==== Data section ====

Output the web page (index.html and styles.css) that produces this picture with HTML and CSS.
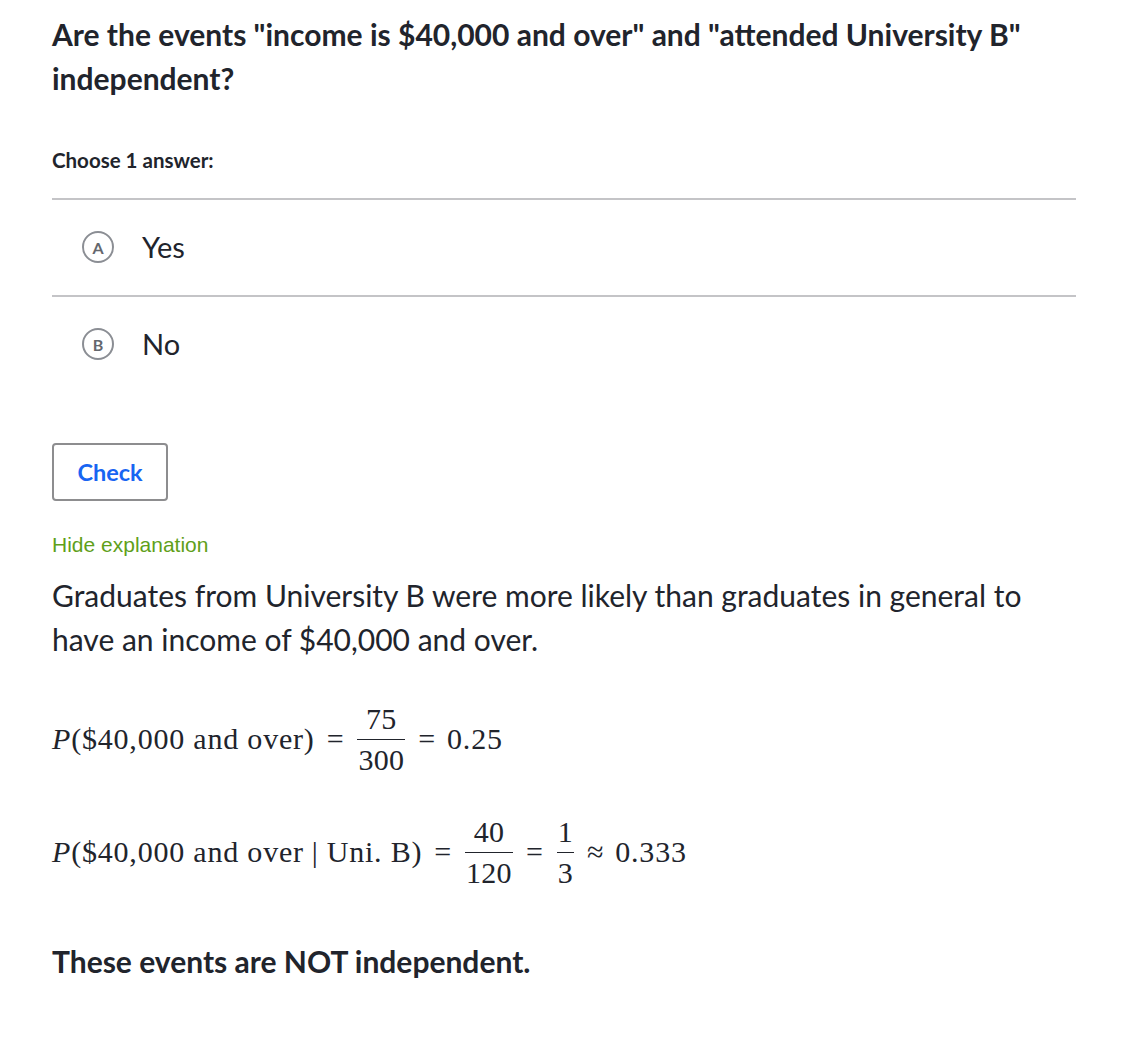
FILE: index.html
```html
<!DOCTYPE html>
<html lang="en">
<head>
<meta charset="utf-8">
<title>Independent events</title>
<link rel="stylesheet" href="styles.css">
</head>
<body>
<main class="page">
  <h1 class="question">Are the events "income is $40,000 and over" and "attended University B" independent?</h1>
  <div class="choose">Choose 1 answer:</div>
  <ul class="choices">
    <li class="choice"><span class="letter">A</span><span class="choice-text">Yes</span></li>
    <li class="choice"><span class="letter">B</span><span class="choice-text">No</span></li>
  </ul>
  <button class="check" type="button">Check</button>
  <div class="hide-wrap"><a class="hide" href="#">Hide explanation</a></div>
  <p class="explain">Graduates from University B were more likely than graduates in general to have an income of $40,000 and over.</p>
  <div class="math-row">
    <span class="mi">P</span><span class="mo">(</span><span>$40,000 and over</span><span class="mo">)</span>
    <span class="rel">=</span>
    <span class="frac"><span class="num">75</span><span class="den">300</span></span>
    <span class="rel">=</span>
    <span>0.25</span>
  </div>
  <div class="math-row">
    <span class="mi">P</span><span class="mo">(</span><span>$40,000 and over</span><span class="bar">|</span><span>Uni. B</span><span class="mo">)</span>
    <span class="rel">=</span>
    <span class="frac"><span class="num">40</span><span class="den">120</span></span>
    <span class="rel">=</span>
    <span class="frac"><span class="num">1</span><span class="den">3</span></span>
    <span class="rel">≈</span>
    <span>0.333</span>
  </div>
  <p class="conclusion">These events are NOT independent.</p>
</main>
</body>
</html>
```
FILE: styles.css
```css
html, body {
  margin: 0;
  padding: 0;
  background: #ffffff;
}

.page {
  padding: 12px 52px 40px 52px;
  font-family: Lato, "Open Sans", sans-serif;
  color: #21242c;
}

.question {
  margin: 0;
  font-size: 30px;
  line-height: 44px;
  font-weight: 700;
}

.choose {
  margin-top: 48px;
  font-size: 20.5px;
  line-height: 24px;
  font-weight: 700;
}

.choices {
  list-style: none;
  margin: 26px 0 0 0;
  padding: 0;
}

.choice {
  display: flex;
  align-items: center;
  border-top: 2px solid #c4c4c7;
  padding: 31px 0 32px 30px;
}

.letter {
  box-sizing: border-box;
  width: 32px;
  height: 32px;
  border: 2px solid #8b8e94;
  border-radius: 50%;
  display: flex;
  align-items: center;
  justify-content: center;
  font-size: 16px;
  font-weight: 700;
  color: #64676d;
}

.choice-text {
  margin-left: 28px;
  font-size: 29px;
  line-height: 32px;
}

.check {
  display: block;
  margin-top: 51px;
  width: 116px;
  height: 58px;
  box-sizing: border-box;
  border: 2px solid #8d8d8f;
  border-radius: 4px;
  background: #ffffff;
  color: #1865f2;
  font-family: Lato, sans-serif;
  font-weight: 700;
  font-size: 23.5px;
  padding: 0;
}

.hide-wrap {
  margin-top: 32px;
  line-height: 24px;
}

.hide {
  font-family: "Liberation Sans", Arial, sans-serif;
  font-size: 21px;
  color: #5fa01a;
  text-decoration: none;
}

.explain {
  margin: 15px 0 0 0;
  font-size: 30px;
  line-height: 44px;
}

.math-row {
  margin-top: 38px;
  height: 80px;
  display: flex;
  align-items: center;
  font-family: "Liberation Serif", "DejaVu Serif", serif;
  font-size: 30px;
  letter-spacing: 0.8px;
  white-space: pre;
}

.math-row + .math-row {
  margin-top: 33px;
}

.mi {
  font-style: italic;
}

.rel {
  margin: 0 11px;
}

.mo + .rel {
  margin-left: 12px;
}

.bar {
  margin: 0 8px;
}

.frac {
  display: inline-flex;
  flex-direction: column;
  align-items: stretch;
  text-align: center;
  padding: 0 2px;
  letter-spacing: 0.3px;
}

.num {
  line-height: 30px;
  padding: 0 1px 5px;
  border-bottom: 1.5px solid #21242c;
}

.den {
  line-height: 30px;
  padding: 5px 1px 0;
}

.conclusion {
  margin: 47px 0 0 0;
  font-size: 30px;
  line-height: 44px;
  font-weight: 700;
}
```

====

Copy every line of the listing where the word "index" appears.

### Exercise answer
Output the web page (index.html and styles.css) that produces this picture with HTML and CSS.
FILE: index.html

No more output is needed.